A partir desses falsos posicionamentos epistemológicos, a literatura passa se subordinar a outras áreas da ciência que se tornam mais importantes do que aquilo que, numa taxonomia fechada, eu chamaria ds específico literário. Costumo dizer que não se pode jogar futebol com regras de basquete, pôs a mão na bola é falta. Em um livro sobre a literatura do Cabo Verde, o saudoso Manuel Ferreira comete toda espécie de heresia, do ideologismo ao etnocentrismo. Com pitadas de biografismo. Após situar os autores, conclui sucintamente que sua obra tem valor porque tem engajamento social. Pior de tudo, afirma taxativamente que a cultura chega à África quando Portugal lá introduz a imprensa. É um horror.

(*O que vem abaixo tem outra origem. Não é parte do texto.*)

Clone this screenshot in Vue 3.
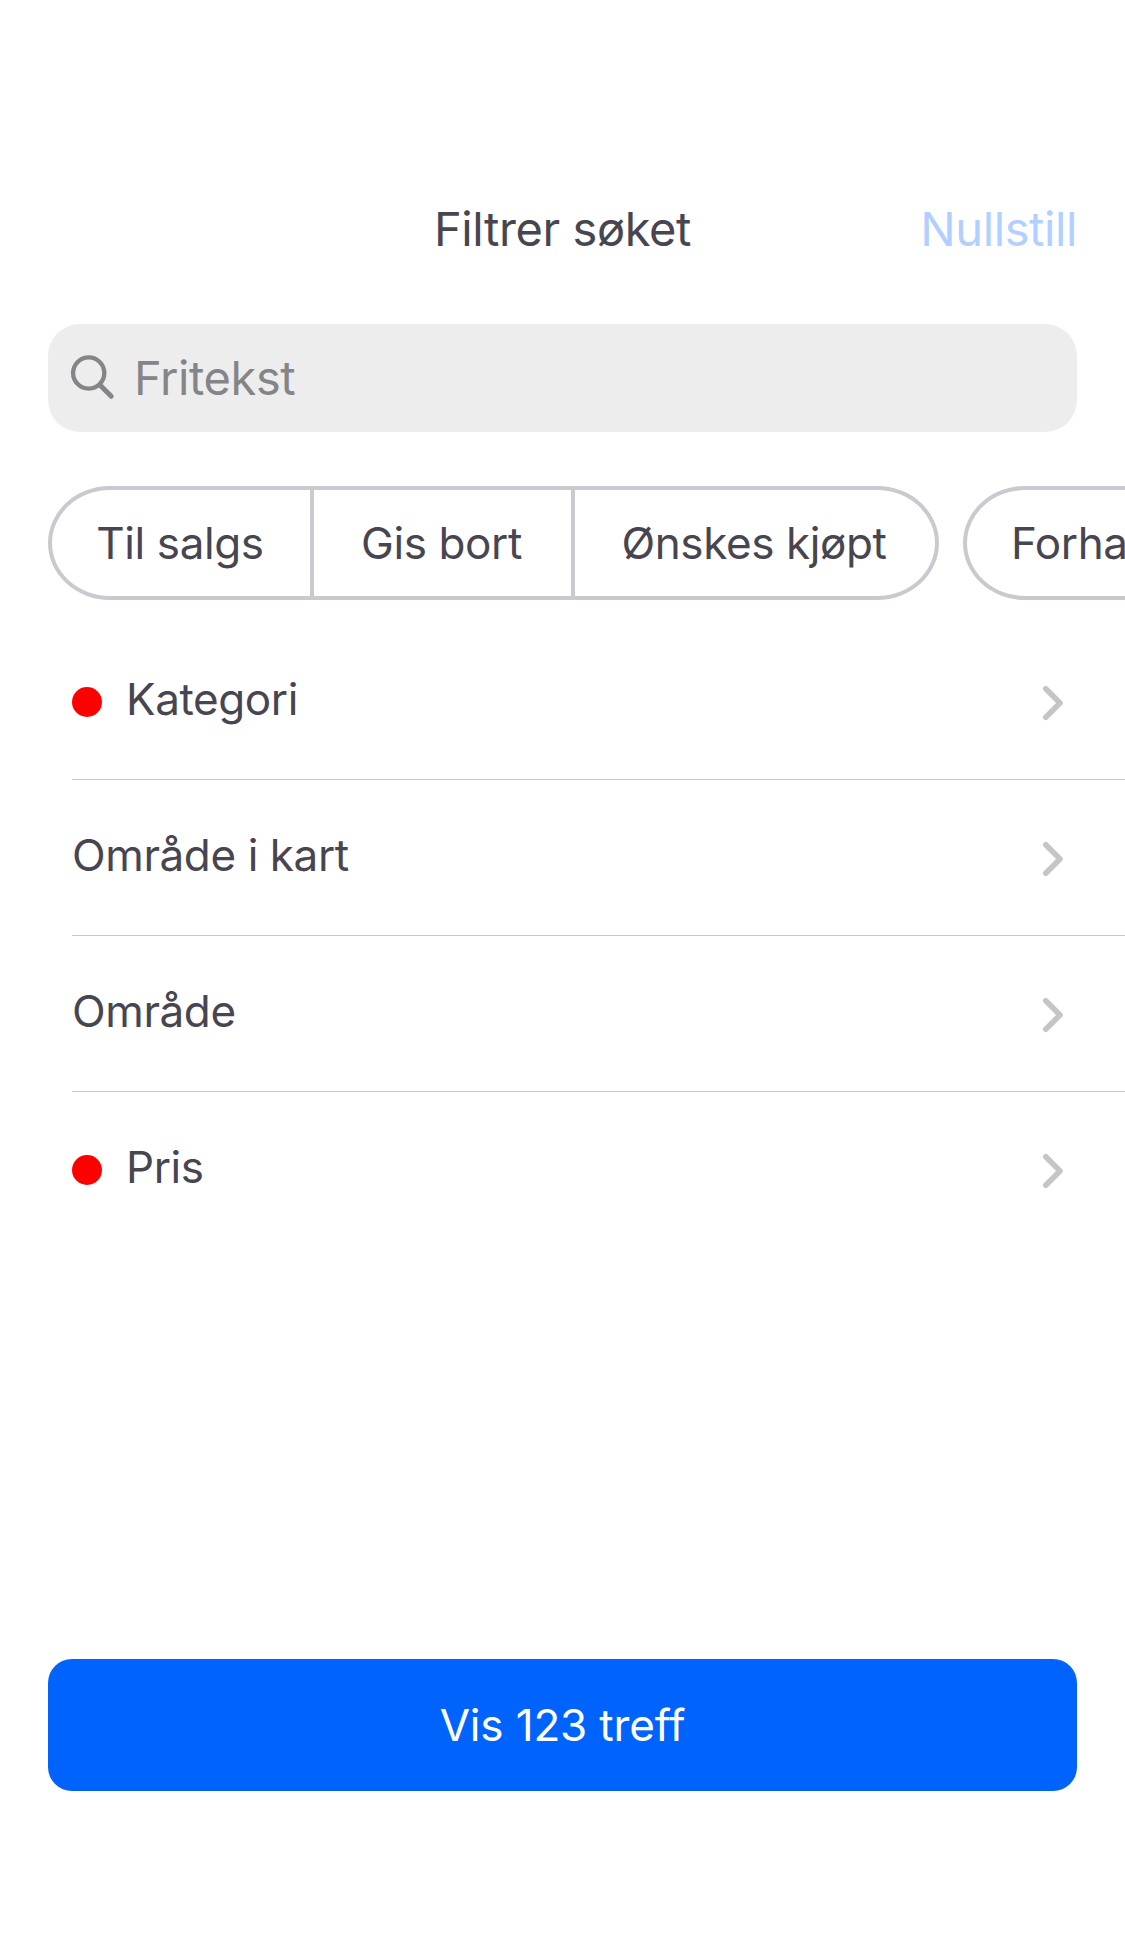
<script setup>
const segments = [
  { label: 'Til salgs', width: 258 },
  { label: 'Gis bort', width: 261 },
  { label: 'Ønskes kjøpt', width: 364 },
]
const filters = [
  { label: 'Kategori', active: true },
  { label: 'Område i kart', active: false },
  { label: 'Område', active: false },
  { label: 'Pris', active: true },
]
</script>

<template>
  <main class="screen">
    <header class="bar">
      <h1 class="title">Filtrer søket</h1>
      <button class="reset">Nullstill</button>
    </header>

    <label class="search">
      <svg class="glass" width="48" height="48" viewBox="0 0 48 48">
        <circle cx="20.7" cy="19" r="15.6" />
        <path class="handle" d="M32 31 43.2 42.3" />
      </svg>
      <span class="hint">Fritekst</span>
    </label>

    <div class="chips">
      <div class="group">
        <button
          v-for="s in segments"
          :key="s.label"
          class="segment"
          :style="{ width: s.width + 'px' }"
        >{{ s.label }}</button>
      </div>
      <div class="group">
        <button class="segment single">Forhandler</button>
      </div>
    </div>

    <ul class="list">
      <li v-for="f in filters" :key="f.label" class="row">
        <i v-if="f.active" class="dot"></i>
        <span class="label">{{ f.label }}</span>
        <svg class="chevron" width="24" height="38" viewBox="0 0 24 38">
          <path d="M4.8 4.8 19 19 4.8 33.2" />
        </svg>
      </li>
    </ul>

    <button class="submit">Vis 123 treff</button>
  </main>
</template>

<style>
body {
  margin: 0;
  background: #fff;
}
</style>

<style scoped>
.screen {
  box-sizing: border-box;
  display: flex;
  flex-direction: column;
  width: 1125px;
  height: 1941px;
  padding: 180px 0 150px 48px;
  overflow: hidden;
  background: #fff;
  color: #474650;
  font-family: Inter, "Liberation Sans", sans-serif;
  font-size: 44px;
  letter-spacing: -0.4px;
}
button {
  padding: 0;
  border: 0;
  background: none;
  color: inherit;
  font: inherit;
  letter-spacing: inherit;
}
.bar {
  display: grid;
  grid-template-columns: 1fr auto 1fr;
  align-items: center;
  height: 96px;
  margin-right: 48px;
}
.title {
  grid-column: 2;
  margin: 0;
  font-size: 47px;
  font-weight: 400;
}
.reset {
  justify-self: end;
  color: #b1d0ff;
  font-size: 47px;
}
.search {
  display: flex;
  align-items: center;
  height: 108px;
  margin: 48px 48px 0 0;
  border-radius: 32px;
  background: #ededed;
  color: #858589;
  font-size: 47px;
}
.glass {
  margin-left: 20px;
  fill: none;
  stroke: #858589;
  stroke-width: 4.3;
  stroke-linecap: round;
}
.handle {
  stroke-width: 5;
}
.hint {
  margin-left: 18px;
  padding-bottom: 2px;
}
.chips {
  display: flex;
  gap: 24px;
  height: 114px;
  margin-top: 54px;
}
.group {
  display: flex;
  flex: none;
  box-sizing: border-box;
  border: 4px solid #c9c9d0;
  border-radius: 62px / 57px;
}
.segment {
  box-sizing: border-box;
  padding-right: 2px;
}
.segment + .segment {
  border-left: 4px solid #c9c9d0;
}
.single {
  padding: 0 46px 0 44px;
}
.list {
  margin: 24px 0 0 24px;
  padding: 0;
  list-style: none;
}
.row {
  box-sizing: border-box;
  display: flex;
  align-items: center;
  height: 156px;
  padding-right: 60px;
  border-bottom: 1px solid #c8c7cc;
}
.row:last-child {
  border-bottom-color: transparent;
}
.dot {
  width: 30px;
  height: 30px;
  margin: 1px 24px 0 0;
  border-radius: 50%;
  background: #f00;
}
.label {
  padding-bottom: 5px;
}
.chevron {
  margin: 3px 0 0 auto;
  fill: none;
  stroke: #c5c5c7;
  stroke-width: 5.6;
  stroke-linecap: round;
  stroke-linejoin: round;
}
.submit {
  height: 132px;
  margin: auto 48px 0 0;
  border-radius: 24px;
  background: #0063fb;
  color: #fff;
  letter-spacing: -0.15px;
}
</style>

O grande criador esmera-se por sua obra. O criador pequeno esmera-se pela sua pessoa; pela sua vaidade; pelo seu reconhecimento.
Com exceções. Sabedores da sua fragilidade, os criadores pequenos se juntam, em clubes, associações, academias, sociedades, ao lado até de grandes criadores. Conquistam o poder artístico e passam a exercer a tirania seletiva do compadrio e do tráfico de referência, da corriola do elogio mútuo, discriminando quem não os bajula, mesmo que tenham mais talento do que eles; discriminando mais esses aí que lhe são perigosos e os podem desmascarar.Sua obra é breve e de pouco fôlego.
Na Roma de Michelangelo, este não era reconhecido pela Acadenia. Certa feita, em escavações, descobriram uma escultura de mulher que por sua qualidade foi considerada grega. A escultura romana antiga, nem nas cópias da grega, conseguiu a ela se equiparar. Faltava um braço à estátua. Foram chamados membros da Academia Romana de Artes que se deliciaram com a estética perfeita do achado. De Repente, Michelangelo abriu caminho entre os doutos mestres.
Trazia um objeto na mão. Assustados, os fariseus viram-no acercar-se da estátua e nela implantar o braço, restaurando sua perfeição.
A literatura se perfaz de textos, não de comendas, prêmios, honrarias. Ao redor de todos grandes criadores sempre houve uma caterva de medíocres sugando seu axé, adjetivos aparecendo às custas do substantivo de outrem. Querem enfatizar o subjetivo da arte até um conceito para ocultar a fragilidade de seus textos; valorizar a fachada.